2. Description of the Related Art
Database systems managing large amounts of data may distribute and/or replicate that data across two or more machines, often in different locations, for any of a number of reasons, including security issues, disaster prevention and recovery issues, data locality and availability issues, etc. These machines may be configured in any number of ways, including as a shared resource pool, such as in a grid computing architecture.
Some commercially available database systems offer distributed query processing for use on such resource pools. With traditional distributed query processing, a query is divided in local and remote parts. A single query processor builds a query for the local part and uses special interfaces and/or middle-ware to allow the local node to access remote nodes. In such systems, the remote node must be available throughout the processing otherwise the system hangs. Changing a remote node, in these systems, requires a static reconfiguration of the system. Consequently these systems may scale only to a small number of nodes, on the order of four to sixteen.
In distributed query processing, a query submitted by a client using a declarative query language (e.g., XQuery, SQL, OQL, etc.) is transformed into a procedural query execution plan, i.e., a network of relational algebra operators. The query itself specifies only what to retrieve/examine/manipulate, whereas the query execution plan specifies a precise order in which operations are to be applied.
The general workflow in query processing typically involves the following four steps:                generate a query execution plan (sometimes referred to as compilation)        instantiate the plan (i.e., allocate all resource needed for execution)        execute the plan (i.e., process the data)        release the resources        
Query plan compilation typically involves both a translation operation (e.g., translating a query from a declarative query language into an internally executable format) and an optimization operation. The query optimizer's choice of an execution plan is not only dependent on the query itself but is strongly influenced by a large number of parameters describing the database and the hardware environment. Modifying these parameters in order to steer the optimizer to select particular plans is difficult in these systems since this may involve anticipating often complex search strategies implemented in the optimizer.

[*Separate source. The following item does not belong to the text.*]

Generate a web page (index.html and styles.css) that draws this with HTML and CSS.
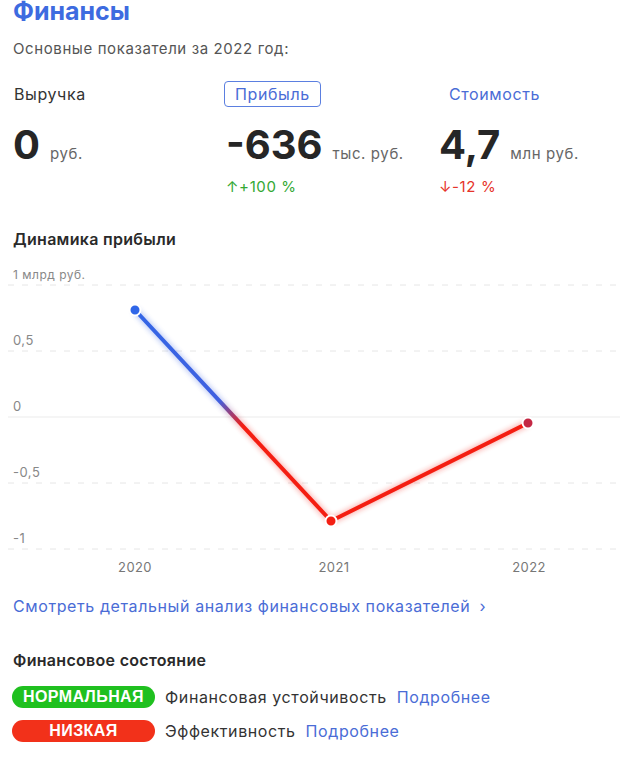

Conventional database systems that offer “remote query capabilities” generate query plans that are always executed locally. These plans may be cut up and plan segments may be identified for execution on remote nodes. However, the segments that are to be executed remotely are removed from the plan and encoded in terms of query language expressions that rely on operators functioning as interfaces to the remote nodes.
Cost-based query optimizers typically consider a large number of candidate execution plans, and select one for execution. The choice of an execution plan is the result of various, interacting factors, such as database and system state, current table statistics, calibration of costing formulas, algorithms to generate alternatives of interest, and heuristics to cope with the combinatorial explosion of the search space.
Query compilation is typically very expensive (in particular, the optimization operation). Therefore, database systems often cache compiled query plans and re-use them if possible. The re-use of these plans is limited by their flexibility. If the plan relies in a stringent way on volatile information, i.e., information that changes between compilation and execution, the plan cannot be re-used, and must be recompiled. For example, in typical distributed query processing systems, query plans are heavily dependent on the location of data on particular nodes. If one or more nodes in the system changes (e.g., if nodes are often added or removed, or if they fail) the cached query plans may be invalidated and may need to be recompiled at significant cost.